CS will be along to clarify I'm sure.


Told you.

[Central Scrutinizer]

Ahh, I think I have stumbled in to sparks re-untied

Guys, can you take a look at this & advise me if I am on the right track:

230 V supplied to a 16amp motor = 230V x 16A = 3680VA or 3.68KVA

If our motor uses 14A and reduces the flow of current to 220V the Watts will = 3080W or 3.08KW

So 3.08KW / 3.68KVA = a PF of 0.84

Am I on the right track or have I missed something ?

yes, you have missed something

how do you know the motor is a 16 A motor?

what you seem to be suggesting is that by reducing the V to 220V the motor will draw less current (14A), which is not really how it works, and is not really about power factor

say if i was supplying a motor from a generator (or a number of motors from any power supply)

if the motors are running at a PF of 0.8 for example then for every 4 kw i use (real power) then i will draw 5 kva from the supply (the apparant power, which i pay for)

so lets say you have a factory using lots of inductive loads (motors, ***orescent lights etc), then overall you will be paying for a lot of power you dont use.

Now, there is a pneumonic we use which is CIVIL

Capacitance - Current - Voltage - Current - Inductance (because inductance is measured in Henry's which is L)

what this means is that in capacitive circuits the current leads the voltage, and in inductive cirucits the current lags the voltage (or out of phase)

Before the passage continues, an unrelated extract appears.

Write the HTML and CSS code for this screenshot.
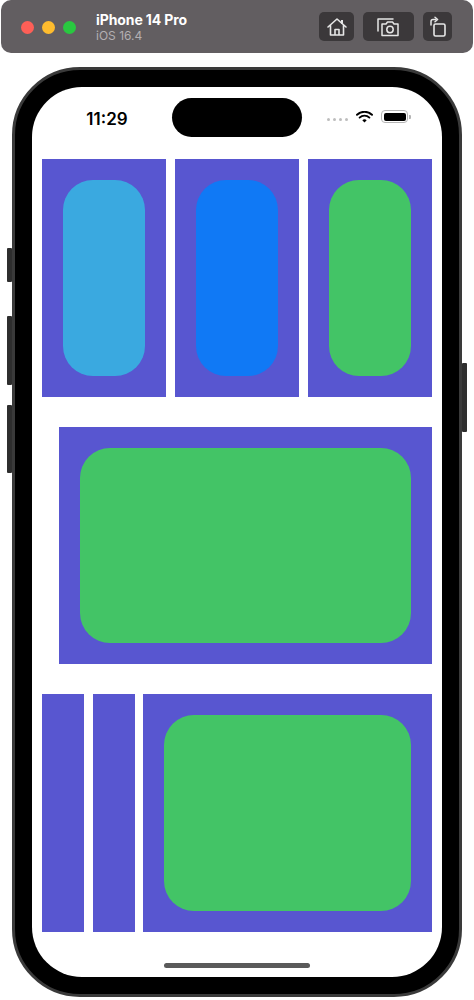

so, theoretically if you supplied a circuit which is equally capacitive and inductive, then the current will neither lead or lag the voltage, and will be in phase

think of it as capacitance cancelling out inductance

so in the factory, it is common practice to have PF correction with large banks of capacitors which automatically switch in and out to counteract the PF loses caused by the inductive loads. the resultant is that the PF moves more towards unity (1), and real power (kw) and apparant power (kva) will move to a point where they match

in real money, it means you pay for what you get, rather than paying for what is being lost, plus what you get

to really understand this you have to start going into vectors, and starts getting a bit hairy!